Watson Studio

 View Only

SPSS Modeler Product Manager Tips and Tricks (2)

By SARAH DUNWORTH posted Thu September 03, 2015 11:23 AM

  
A common request I get is how to extract coefficients from regression and logistic regression model nuggets in Modeler. This is usually possible for any model that generates pmml, by exporting the pmml and then using the xml source node to parse the pmml and bring the coefficients back into Modeler as data. I'll first show a simple example of how you can do that with scripting, then i will show an alternative that is now possible with Modeler 17, where you don't have to actually generate the pmml at all.

This is my stream (adapted from one of the shipped demo streams), where I am building multiple logistic regression models:

2015-09-03_114141

 

and I would like to work extract the Coefficients generated for each model, but in an automated fashion (ie I don't want to manually copy and paste the values from the tables):

2015-09-03_113831

The script editor is accessed by going to Tools...Stream Properties...Execution

2015-09-03_114259

The script below locates and executes each of the Logistic build nodes in turn to generate a fresh model nugget, then exports the pmml for each model to a file location specified in the script:

from modeler.api import FileFormat

stream = modeler.script.stream()
session = modeler.script.session()
tr = session.getTaskRunner()

targets = [u"credit1",u"credit2"]

FOLDER = "C:/temp/models/"

def runAndExport(target):
buildnode = stream.findByType("logreg", target)
results = []
buildnode.run(results)
modeloutput = results[0]
filename = FOLDER + target + ".xml"
# print "Exporting", modeloutput, "to", filename
tr.exportModelToFile(modeloutput, filename, FileFormat.XML)
# Good practise to delete the model output from the palette
session.getModelOutputManager().removeModelOutput(modeloutput)

for target in targets:
runAndExport(target)

 

Once i have written or pasted the script into the script editor window, it can be tested by clicking the "Run this Script" button:

2015-09-03_115448

The result should be that the pmml files are generated on the file system in the directory specified in the script - but you still then need to parse the pmml to obtain the coefficients.

2015-09-03_115634

 

With Modeler 17, we added support for a pmml content model, which means the pmml can be directly manipulated within the python script.  The script below uses this new method.

 

from modeler.api import FileFormat

stream = modeler.script.stream()
session = modeler.script.session()

targets = [u"credit1",u"credit2"]

def runAndExtract(target):
buildnode = stream.findByType("logreg", target)
results = []
buildnode.run(results)
modeloutput = results[0]
cm = modeloutput.getContentModel("PMML")
values = cm.getValuesList("//ParamMatrix/PCell", ["parameterName", "beta"], False)
# Good practise to delete the model output from the palette
session.getModelOutputManager().removeModelOutput(modeloutput)
return values

for target in targets:
print "Coefficients for", target, "=", runAndExtract(target)

 

The result of executing this script is that the required coefficients can now be referenced within the script and used however they are needed - in this case, they are just being printed to the debug window.

2015-09-03_120602

 

Some tips for adapting this script:

- If you have a different model type: You would need to change the "logreg" to the model type.

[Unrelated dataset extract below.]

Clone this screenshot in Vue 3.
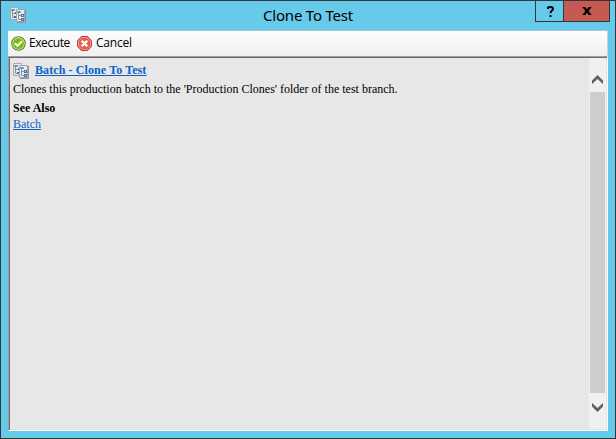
<script setup>
</script>

<template>
  <div class="window">
    <svg width="0" height="0" class="defs" aria-hidden="true">
      <symbol id="batch" viewBox="0 0 16 16">
        <path d="M.5 .5h8v12h-8z" fill="#e2e8ec" stroke="#aaa9a8" />
        <path d="M2.5 3v7.5h2M2.5 6.5h3" fill="none" stroke="#8a939c" />
        <path d="M1.5 2h3v2h-3zM5 5h2v2H5zM4 9h2v2H4z" fill="#3674aa" />
        <path d="M2.5 2.5h1v1h-1z" fill="#d8f1ff" />
        <path d="M6.5 2.5h8v12h-8z" fill="#e6eaed" stroke="#a5a4a4" />
        <path d="M15.5 3v12.5H7" fill="none" stroke="#929191" />
        <path d="M8.5 5v7.5h3M8.5 8.5h3" fill="none" stroke="#8a939c" />
        <path d="M7.5 4h3v2h-3zM11 7h3v3h-3zM11 11h3v3h-3z" fill="#3674aa" />
        <path d="M8.5 4.5h1v1h-1zM12 8h1v1h-1zM12 12h1v1h-1z" fill="#d8f1ff" />
      </symbol>
    </svg>
    <header class="titlebar">
      <svg class="app-icon" width="16" height="16"><use href="#batch" /></svg>
      <h1>Clone To Test</h1>
      <div class="controls">
        <button class="help" aria-label="Help">
          <svg width="7" height="11" viewBox="0 0 7 11"><path d="M1 3V1.5Q2 1 3.5 1Q6 1 6 3Q6 4 4.5 5Q3.5 5.6 3.5 7.3" fill="none" stroke="#000" stroke-width="2" /><path d="M2.5 9h2v2h-2z" /></svg>
        </button>
        <button class="close" aria-label="Close">
          <svg width="10" height="8" viewBox="0 0 10 8"><path d="M.3 0h3L5 2.3 6.7 0h3L6.6 4l3.1 4h-3L5 5.7 3.3 8h-3l3.1-4z" /></svg>
        </button>
      </div>
    </header>
    <nav class="toolbar">
      <button class="action execute">
        <svg width="15" height="15" viewBox="0 0 16 16"><circle cx="8" cy="8" r="7.2" fill="#eef8d9" stroke="#4a8718" stroke-width="1.2" /><circle cx="8" cy="8" r="5.9" fill="#82b911" /><path d="M4.2 7.8 7 10.5l4.8-5" fill="none" stroke="#fff" stroke-width="2.2" /></svg>
        <span>Execute</span>
      </button>
      <button class="action cancel">
        <svg width="15" height="15" viewBox="0 0 16 16"><path d="M5 .7h6L15.3 5v6L11 15.3H5L.7 11V5z" fill="#ffc0b2" stroke="#bd3f37" stroke-width="1.2" /><path d="M5.4 2h5.2L14 5.4v5.2L10.6 14H5.4L2 10.6V5.4z" fill="#ed5b4c" /><path d="m5 5 6 6m0-6-6 6" stroke="#fff" stroke-width="2.4" /></svg>
        <span>Cancel</span>
      </button>
    </nav>
    <main class="panel">
      <article>
        <div class="heading">
          <svg width="16" height="16"><use href="#batch" /></svg>
          <a class="topic">Batch - Clone To Test</a>
        </div>
        <p class="description">Clones this production batch to the 'Production Clones' folder of the test branch.</p>
        <h2>See Also</h2>
        <a class="related">Batch</a>
      </article>
      <div class="scrollbar">
        <svg class="up" width="11" height="9" viewBox="0 0 11 9"><path d="M0 5.5 5.5 0 11 5.5V9L5.5 4 0 9z" fill="#606060" /></svg>
        <div class="thumb"></div>
        <svg class="down" width="11" height="9" viewBox="0 0 11 9"><path d="M0 3.5 5.5 9 11 3.5V0L5.5 5 0 0z" fill="#606060" /></svg>
      </div>
    </main>
  </div>
</template>

<style>
body { margin: 0; overflow: hidden; }
</style>

<style scoped>
* { box-sizing: border-box; }
.window { width: 616px; height: 439px; border: 1px solid #35353c; background: #66caea; display: flex; flex-direction: column; padding: 0 7px 7px; color: #000; }
.defs { position: absolute; }
svg { display: block; flex: none; }
button { font: inherit; border: 0; padding: 0; background: none; display: flex; align-items: center; color: inherit; }
.titlebar { height: 29px; flex: none; display: grid; grid-template-columns: 72px 1fr 72px; }
.app-icon { margin: 6px 0 0 2px; }
h1 { margin: 3px 0 0; font: 15px/22px "Noto Sans", sans-serif; text-align: center; letter-spacing: -.22px; white-space: nowrap; }
.controls { display: flex; width: 75px; height: 21px; border: 1px solid #35353c; border-top: 0; justify-self: end; margin-right: -2px; }
.controls button { justify-content: center; }
.help { width: 27px; padding-left: 1px; }
.controls .close { flex: 1; background: #c45a51; border-left: 1px solid #35353c; }
.toolbar { height: 26px; flex: none; display: flex; padding: 1px 3px 0; border-top: 1px solid #a8c6d1; border-right: 1px solid #c9d2d5; background: linear-gradient(#fdfdfd, #f0f0f0); font: 12px/20px "Open Sans", sans-serif; }
.action { gap: 3px; height: 23px; }
.execute { width: 66px; }
.action span { white-space: nowrap; letter-spacing: -.42px; margin-top: -1px; }
.cancel { gap: 4px; }
.cancel span { letter-spacing: -.2px; }
.panel { flex: 1; display: flex; background: #e7e7e7; border: 1px solid; border-color: #a0a0a0 #fff #fff #a0a0a0; box-shadow: inset 1px 1px #696969, inset -1px -1px #e3e3e3; padding: 1px; }
article { flex: 1; padding: 4px 3px; font: 12px/16px "Liberation Serif", serif; }
.heading { display: flex; align-items: center; gap: 6px; height: 17px; }
.heading svg { margin-top: 1px; }
a { color: #0b61c8; text-decoration: underline; text-underline-offset: 1px; }
.topic { font-weight: bold; line-height: 16px; margin-top: -2px; letter-spacing: .1px; }
.description { margin: 2px 0 0; white-space: nowrap; }
h2 { margin: 3px 0 0; font: bold 12px/16px "Liberation Serif", serif; }
.related { display: block; width: max-content; }
.scrollbar { width: 17px; background: #f0f0f0; display: flex; flex-direction: column; align-items: center; }
.up { margin-top: 17px; }
.thumb { width: 15px; height: 301px; margin-top: 8px; background: #cdcdcd; }
.down { margin-top: 10px; }
</style>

If you don't know how to refer to the model type, you could CTRL-C the node, then CTRL-SHIFT-P (described in my previous post) within the script editor to learn how to refer to that model type.

- Changing the name/number of models: Make sure each model is given a unique name (ie don't use Auto naming), and just refer to them in the list of targets, eg targets = [u"credit1",u"credit2", u"credit3", u"modelxyz"]

 

 

For more information on accessing results through these content models, refer to the documentation:

http://www-01.ibm.com/support/knowledgecenter/SS3RA7_17.0.0/clementine/scripting_accessresults.dita

 

Thanks to Julian Clinton who provided the scripts for this post.



#scripting
#SPSSModeler
#WatsonStudio
4 comments
7 views

Permalink

Comments

Thu January 31, 2019 11:56 AM

I've tried to do it on Timeseries node, but the .xml file is empy. Why?
My version is SPSS Modeler 18.
Thanks in advance

Thu June 08, 2017 02:34 PM

Hi, thanks for you post.
I get this error with your code,

values = cm.getValuesList(“//ParamMatrix/PCell”, [“parameterName”, “beta”], False)--> Error: AEQMJ0100E: scripts error: invalid byte 2 of 4-byte UTF-8 sequence

I try to fix but I can´t.

Its SPSS Modeler 18. Can you help me? Thanks

Tue September 08, 2015 08:34 PM

Oh, I found the R2 in the PMML, but only for the Linear node, and not for the Regression node (which had a few outputs only).

Tue September 08, 2015 03:53 PM

What about the R2? It is not included in this model output.